• **WORK TO DO**
Work through the material below and count the lines holding the word "React"; give that count and nothing more.

BEGIN RECORDED INFORMATION

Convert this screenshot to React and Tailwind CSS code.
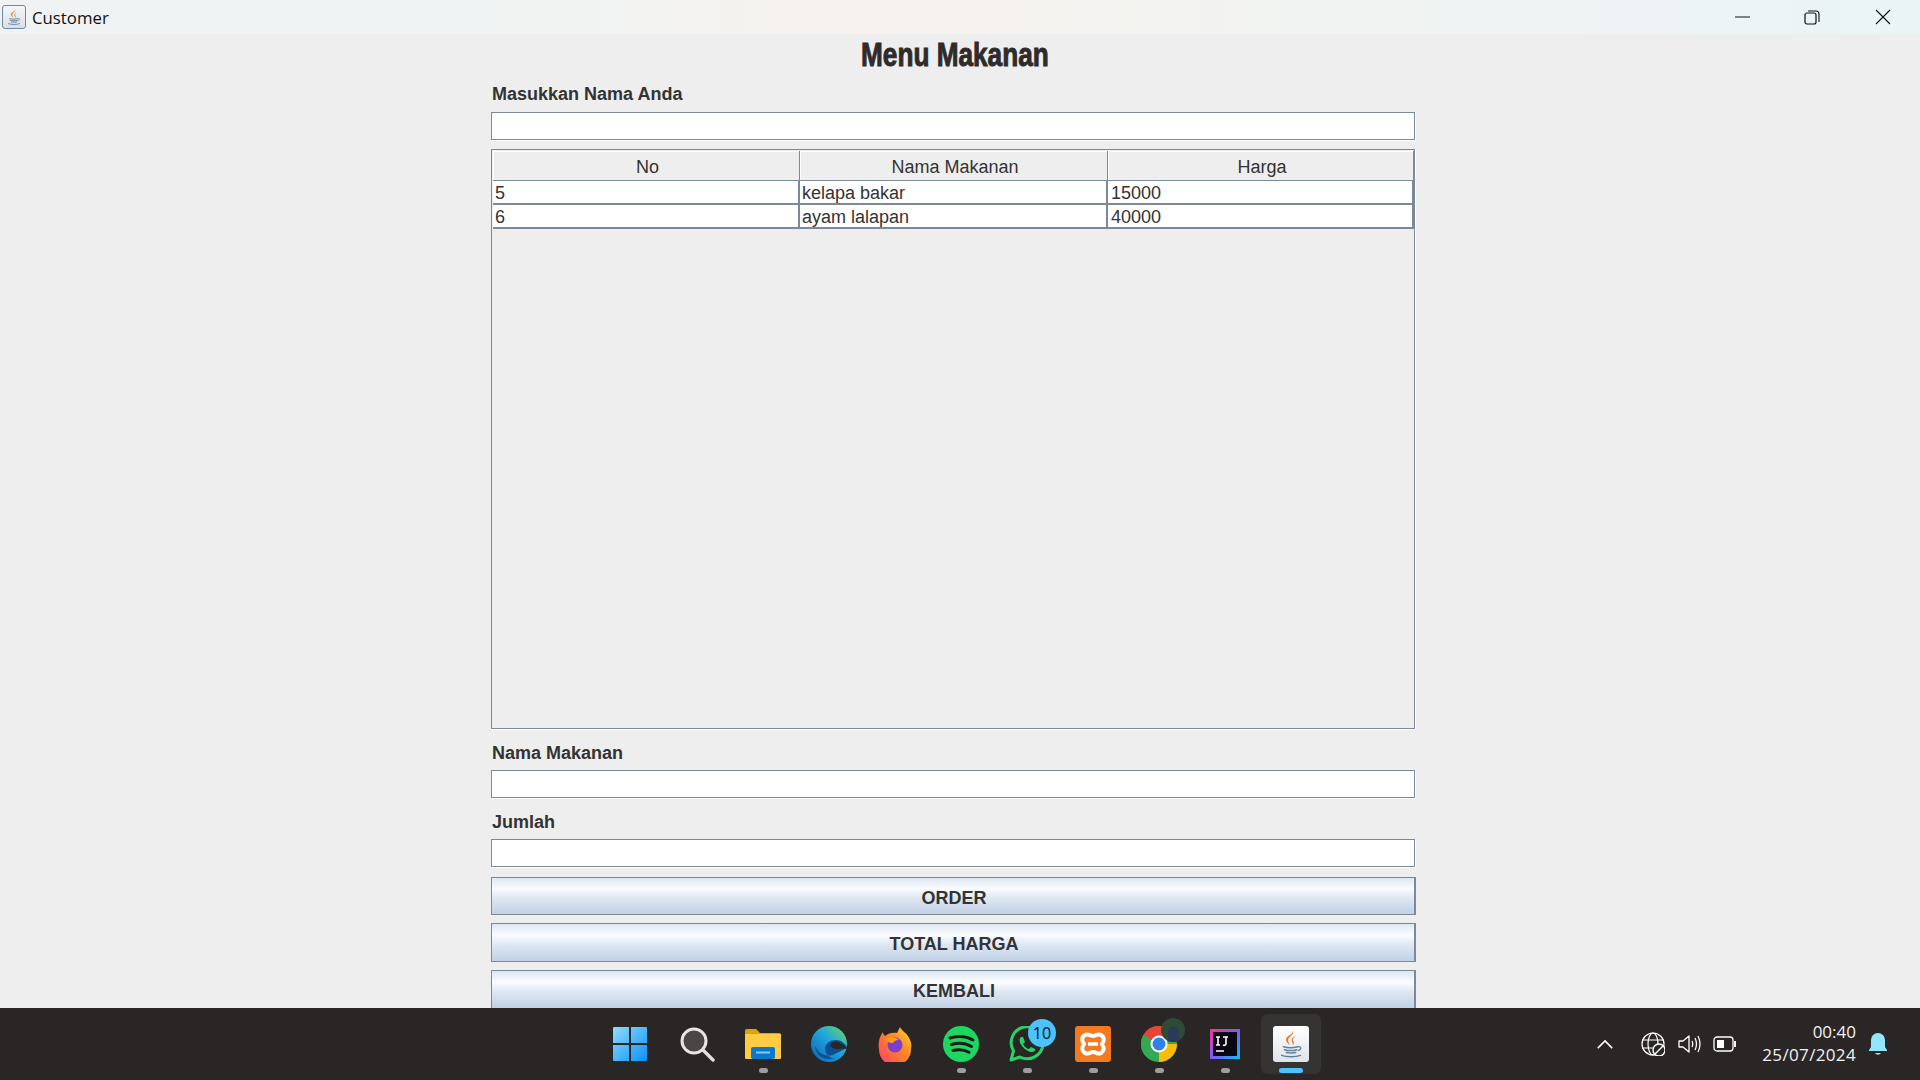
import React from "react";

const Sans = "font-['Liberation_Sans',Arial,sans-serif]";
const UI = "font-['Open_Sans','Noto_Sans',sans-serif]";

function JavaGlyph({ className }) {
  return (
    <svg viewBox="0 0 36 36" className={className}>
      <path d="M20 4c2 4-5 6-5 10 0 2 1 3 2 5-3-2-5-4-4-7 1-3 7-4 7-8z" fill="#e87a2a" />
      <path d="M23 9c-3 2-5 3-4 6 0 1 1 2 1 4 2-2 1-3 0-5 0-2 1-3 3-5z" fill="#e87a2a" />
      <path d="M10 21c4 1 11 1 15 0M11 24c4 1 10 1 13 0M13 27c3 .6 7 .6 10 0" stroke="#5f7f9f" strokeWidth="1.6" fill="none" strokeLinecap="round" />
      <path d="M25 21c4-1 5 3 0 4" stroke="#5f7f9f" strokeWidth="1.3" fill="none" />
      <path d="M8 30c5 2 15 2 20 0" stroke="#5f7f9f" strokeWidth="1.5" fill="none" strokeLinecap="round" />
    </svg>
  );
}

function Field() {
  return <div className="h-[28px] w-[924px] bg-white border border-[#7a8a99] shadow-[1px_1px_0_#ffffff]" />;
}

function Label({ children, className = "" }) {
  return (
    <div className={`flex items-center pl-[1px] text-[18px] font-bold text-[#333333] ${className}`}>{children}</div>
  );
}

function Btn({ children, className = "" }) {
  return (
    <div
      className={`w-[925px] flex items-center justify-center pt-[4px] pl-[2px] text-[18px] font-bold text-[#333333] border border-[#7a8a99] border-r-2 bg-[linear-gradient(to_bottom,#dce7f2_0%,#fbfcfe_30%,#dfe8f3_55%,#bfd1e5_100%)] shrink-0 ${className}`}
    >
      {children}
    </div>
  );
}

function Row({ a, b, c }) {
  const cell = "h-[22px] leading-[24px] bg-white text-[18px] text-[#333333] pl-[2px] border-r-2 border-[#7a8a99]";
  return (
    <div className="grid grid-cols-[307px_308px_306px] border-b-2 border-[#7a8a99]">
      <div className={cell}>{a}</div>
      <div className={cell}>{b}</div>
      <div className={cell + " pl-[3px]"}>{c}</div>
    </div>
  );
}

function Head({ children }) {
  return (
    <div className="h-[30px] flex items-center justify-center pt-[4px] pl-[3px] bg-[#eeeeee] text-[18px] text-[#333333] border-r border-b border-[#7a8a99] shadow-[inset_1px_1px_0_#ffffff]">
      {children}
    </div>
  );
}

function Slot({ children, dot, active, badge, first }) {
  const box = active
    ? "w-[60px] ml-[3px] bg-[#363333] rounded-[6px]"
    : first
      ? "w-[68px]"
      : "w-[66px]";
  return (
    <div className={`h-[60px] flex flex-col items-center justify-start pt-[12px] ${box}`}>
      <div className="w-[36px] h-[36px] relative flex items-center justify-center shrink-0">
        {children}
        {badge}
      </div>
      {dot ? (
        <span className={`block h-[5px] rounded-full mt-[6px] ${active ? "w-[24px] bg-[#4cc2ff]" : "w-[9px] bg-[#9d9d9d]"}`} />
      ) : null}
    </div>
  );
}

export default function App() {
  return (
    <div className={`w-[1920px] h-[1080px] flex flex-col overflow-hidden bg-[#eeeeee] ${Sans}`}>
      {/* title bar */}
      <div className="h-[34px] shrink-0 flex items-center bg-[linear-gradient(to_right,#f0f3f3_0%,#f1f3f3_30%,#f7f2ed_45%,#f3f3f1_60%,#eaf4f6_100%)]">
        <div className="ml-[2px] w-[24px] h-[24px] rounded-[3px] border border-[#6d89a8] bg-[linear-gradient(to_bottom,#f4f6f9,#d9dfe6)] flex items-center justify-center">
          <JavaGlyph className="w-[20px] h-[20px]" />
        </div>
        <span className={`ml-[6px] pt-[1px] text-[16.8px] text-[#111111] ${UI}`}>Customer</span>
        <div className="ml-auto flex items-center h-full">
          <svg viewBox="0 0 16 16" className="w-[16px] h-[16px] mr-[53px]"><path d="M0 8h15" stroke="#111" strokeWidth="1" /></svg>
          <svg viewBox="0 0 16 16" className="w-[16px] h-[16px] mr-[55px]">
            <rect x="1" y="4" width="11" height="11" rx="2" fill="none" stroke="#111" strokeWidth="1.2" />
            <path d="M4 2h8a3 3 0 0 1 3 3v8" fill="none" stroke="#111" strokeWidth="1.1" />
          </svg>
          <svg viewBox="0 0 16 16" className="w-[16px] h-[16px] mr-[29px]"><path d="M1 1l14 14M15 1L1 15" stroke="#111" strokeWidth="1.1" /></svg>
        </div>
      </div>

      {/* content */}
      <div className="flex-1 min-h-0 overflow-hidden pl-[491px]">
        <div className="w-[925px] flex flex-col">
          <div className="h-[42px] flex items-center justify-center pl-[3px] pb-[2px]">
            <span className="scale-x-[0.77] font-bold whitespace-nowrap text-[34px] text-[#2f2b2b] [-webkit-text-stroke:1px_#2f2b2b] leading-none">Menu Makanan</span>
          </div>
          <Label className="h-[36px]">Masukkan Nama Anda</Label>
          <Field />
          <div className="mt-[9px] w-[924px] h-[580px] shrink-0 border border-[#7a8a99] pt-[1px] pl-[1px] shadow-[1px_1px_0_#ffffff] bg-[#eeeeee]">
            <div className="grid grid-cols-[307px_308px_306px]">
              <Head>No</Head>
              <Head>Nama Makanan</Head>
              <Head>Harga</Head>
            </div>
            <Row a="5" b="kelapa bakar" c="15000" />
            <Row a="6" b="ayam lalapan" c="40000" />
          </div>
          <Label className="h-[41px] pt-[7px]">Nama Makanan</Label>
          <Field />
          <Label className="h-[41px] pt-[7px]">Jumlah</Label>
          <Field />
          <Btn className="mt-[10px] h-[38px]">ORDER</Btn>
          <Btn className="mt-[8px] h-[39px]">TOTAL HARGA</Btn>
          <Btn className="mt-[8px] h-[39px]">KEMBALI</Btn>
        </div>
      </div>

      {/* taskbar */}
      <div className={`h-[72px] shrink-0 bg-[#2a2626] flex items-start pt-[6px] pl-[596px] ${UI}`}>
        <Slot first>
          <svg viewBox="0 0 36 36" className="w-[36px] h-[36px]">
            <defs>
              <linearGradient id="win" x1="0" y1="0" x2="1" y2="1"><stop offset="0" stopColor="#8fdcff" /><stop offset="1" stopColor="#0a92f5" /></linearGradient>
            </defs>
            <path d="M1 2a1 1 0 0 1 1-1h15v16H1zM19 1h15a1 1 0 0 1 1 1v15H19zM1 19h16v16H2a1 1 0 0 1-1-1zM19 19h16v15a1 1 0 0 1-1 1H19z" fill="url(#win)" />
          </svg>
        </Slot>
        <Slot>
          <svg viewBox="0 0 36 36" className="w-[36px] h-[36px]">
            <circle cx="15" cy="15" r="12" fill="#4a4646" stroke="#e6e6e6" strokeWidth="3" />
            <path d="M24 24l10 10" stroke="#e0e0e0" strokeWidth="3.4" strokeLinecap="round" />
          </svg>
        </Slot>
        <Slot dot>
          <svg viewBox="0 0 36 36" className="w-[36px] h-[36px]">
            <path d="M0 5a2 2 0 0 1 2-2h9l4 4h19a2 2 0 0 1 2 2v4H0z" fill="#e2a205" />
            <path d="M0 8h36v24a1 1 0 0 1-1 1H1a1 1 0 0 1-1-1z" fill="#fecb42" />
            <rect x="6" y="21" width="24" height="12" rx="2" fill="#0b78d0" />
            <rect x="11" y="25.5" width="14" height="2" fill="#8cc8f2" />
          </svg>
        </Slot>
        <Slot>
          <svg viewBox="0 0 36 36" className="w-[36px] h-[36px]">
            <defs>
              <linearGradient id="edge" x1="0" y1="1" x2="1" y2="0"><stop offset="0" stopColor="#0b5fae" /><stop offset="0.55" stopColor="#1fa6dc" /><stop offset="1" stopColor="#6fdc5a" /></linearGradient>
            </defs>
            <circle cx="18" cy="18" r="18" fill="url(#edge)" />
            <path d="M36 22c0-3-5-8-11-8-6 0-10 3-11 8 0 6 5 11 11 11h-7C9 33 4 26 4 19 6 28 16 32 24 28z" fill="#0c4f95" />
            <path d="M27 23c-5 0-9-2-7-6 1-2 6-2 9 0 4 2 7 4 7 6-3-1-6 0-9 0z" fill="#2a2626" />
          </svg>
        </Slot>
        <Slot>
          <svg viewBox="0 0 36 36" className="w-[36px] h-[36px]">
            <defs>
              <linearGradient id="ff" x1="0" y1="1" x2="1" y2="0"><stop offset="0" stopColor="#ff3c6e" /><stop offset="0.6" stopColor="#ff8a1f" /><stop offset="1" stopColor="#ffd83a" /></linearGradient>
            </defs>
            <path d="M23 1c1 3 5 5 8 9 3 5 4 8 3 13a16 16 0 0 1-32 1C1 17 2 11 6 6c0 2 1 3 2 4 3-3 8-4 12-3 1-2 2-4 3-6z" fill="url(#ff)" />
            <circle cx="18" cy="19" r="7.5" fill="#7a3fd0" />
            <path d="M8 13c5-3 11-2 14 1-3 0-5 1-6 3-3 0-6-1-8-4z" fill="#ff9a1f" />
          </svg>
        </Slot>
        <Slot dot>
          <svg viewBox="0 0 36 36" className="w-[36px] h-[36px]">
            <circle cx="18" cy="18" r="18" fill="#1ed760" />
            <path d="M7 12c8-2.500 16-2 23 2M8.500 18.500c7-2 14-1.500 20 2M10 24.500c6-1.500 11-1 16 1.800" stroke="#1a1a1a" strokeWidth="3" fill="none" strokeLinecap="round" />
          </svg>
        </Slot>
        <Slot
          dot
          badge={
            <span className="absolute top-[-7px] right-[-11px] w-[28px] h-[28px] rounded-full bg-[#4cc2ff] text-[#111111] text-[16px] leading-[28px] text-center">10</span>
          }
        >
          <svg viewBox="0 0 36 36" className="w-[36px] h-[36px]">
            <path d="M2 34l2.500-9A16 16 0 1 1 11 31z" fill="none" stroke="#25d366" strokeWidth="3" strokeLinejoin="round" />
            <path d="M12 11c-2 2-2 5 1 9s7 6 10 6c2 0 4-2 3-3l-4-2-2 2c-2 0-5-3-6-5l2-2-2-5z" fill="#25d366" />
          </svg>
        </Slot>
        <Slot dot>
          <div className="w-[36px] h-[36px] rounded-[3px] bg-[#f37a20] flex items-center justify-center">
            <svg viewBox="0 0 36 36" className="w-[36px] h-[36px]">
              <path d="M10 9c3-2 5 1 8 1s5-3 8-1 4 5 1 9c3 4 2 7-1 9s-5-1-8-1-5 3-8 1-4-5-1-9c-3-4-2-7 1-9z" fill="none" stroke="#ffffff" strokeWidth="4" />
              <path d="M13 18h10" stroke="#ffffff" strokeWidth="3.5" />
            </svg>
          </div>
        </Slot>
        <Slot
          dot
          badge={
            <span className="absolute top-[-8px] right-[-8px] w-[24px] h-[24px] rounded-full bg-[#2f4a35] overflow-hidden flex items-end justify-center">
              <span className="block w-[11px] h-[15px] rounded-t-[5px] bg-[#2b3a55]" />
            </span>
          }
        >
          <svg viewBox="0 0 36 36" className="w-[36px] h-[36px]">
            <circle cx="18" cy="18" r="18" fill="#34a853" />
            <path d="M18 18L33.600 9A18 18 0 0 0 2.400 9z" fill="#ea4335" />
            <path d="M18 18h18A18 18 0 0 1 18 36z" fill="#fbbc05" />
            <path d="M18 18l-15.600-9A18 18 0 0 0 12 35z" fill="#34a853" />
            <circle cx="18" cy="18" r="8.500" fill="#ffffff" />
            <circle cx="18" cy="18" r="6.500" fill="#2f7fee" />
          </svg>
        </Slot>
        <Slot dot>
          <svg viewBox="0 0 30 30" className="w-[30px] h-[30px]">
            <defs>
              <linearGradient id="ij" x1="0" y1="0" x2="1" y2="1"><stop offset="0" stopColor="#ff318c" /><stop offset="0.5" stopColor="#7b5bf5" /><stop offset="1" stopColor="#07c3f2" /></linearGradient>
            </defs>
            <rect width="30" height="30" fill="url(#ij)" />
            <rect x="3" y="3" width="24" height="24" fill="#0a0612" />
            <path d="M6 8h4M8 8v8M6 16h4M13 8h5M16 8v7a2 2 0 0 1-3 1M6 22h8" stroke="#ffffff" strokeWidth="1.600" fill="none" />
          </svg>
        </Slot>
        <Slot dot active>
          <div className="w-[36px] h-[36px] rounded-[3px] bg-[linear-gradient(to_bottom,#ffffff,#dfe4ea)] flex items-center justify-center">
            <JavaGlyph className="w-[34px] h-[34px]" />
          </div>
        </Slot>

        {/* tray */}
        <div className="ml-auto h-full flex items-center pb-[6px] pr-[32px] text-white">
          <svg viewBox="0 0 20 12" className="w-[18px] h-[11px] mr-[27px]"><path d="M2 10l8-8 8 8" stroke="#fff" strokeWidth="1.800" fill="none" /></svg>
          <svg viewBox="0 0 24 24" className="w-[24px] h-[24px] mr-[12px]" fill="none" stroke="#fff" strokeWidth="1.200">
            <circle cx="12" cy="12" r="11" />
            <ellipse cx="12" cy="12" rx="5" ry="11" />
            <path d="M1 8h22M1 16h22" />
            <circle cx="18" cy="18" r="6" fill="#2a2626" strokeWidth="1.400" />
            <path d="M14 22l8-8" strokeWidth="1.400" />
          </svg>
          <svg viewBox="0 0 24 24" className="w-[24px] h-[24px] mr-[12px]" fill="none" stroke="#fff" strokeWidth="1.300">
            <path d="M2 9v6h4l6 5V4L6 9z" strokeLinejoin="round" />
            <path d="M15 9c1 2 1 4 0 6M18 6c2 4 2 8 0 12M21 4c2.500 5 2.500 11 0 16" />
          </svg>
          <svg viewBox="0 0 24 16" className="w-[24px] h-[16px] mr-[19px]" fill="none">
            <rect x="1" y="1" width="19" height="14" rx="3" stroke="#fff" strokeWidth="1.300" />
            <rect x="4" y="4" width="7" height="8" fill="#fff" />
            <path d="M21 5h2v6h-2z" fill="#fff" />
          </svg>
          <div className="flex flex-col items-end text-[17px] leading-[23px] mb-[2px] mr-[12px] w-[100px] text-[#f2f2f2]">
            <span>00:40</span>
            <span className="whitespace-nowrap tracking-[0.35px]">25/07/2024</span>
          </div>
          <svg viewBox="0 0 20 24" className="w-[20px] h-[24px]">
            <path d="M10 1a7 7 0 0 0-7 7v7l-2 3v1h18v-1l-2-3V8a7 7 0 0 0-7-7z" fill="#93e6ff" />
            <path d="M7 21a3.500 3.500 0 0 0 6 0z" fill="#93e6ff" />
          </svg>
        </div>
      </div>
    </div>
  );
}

END RECORDED INFORMATION

• **SOLVED EXERCISE**
2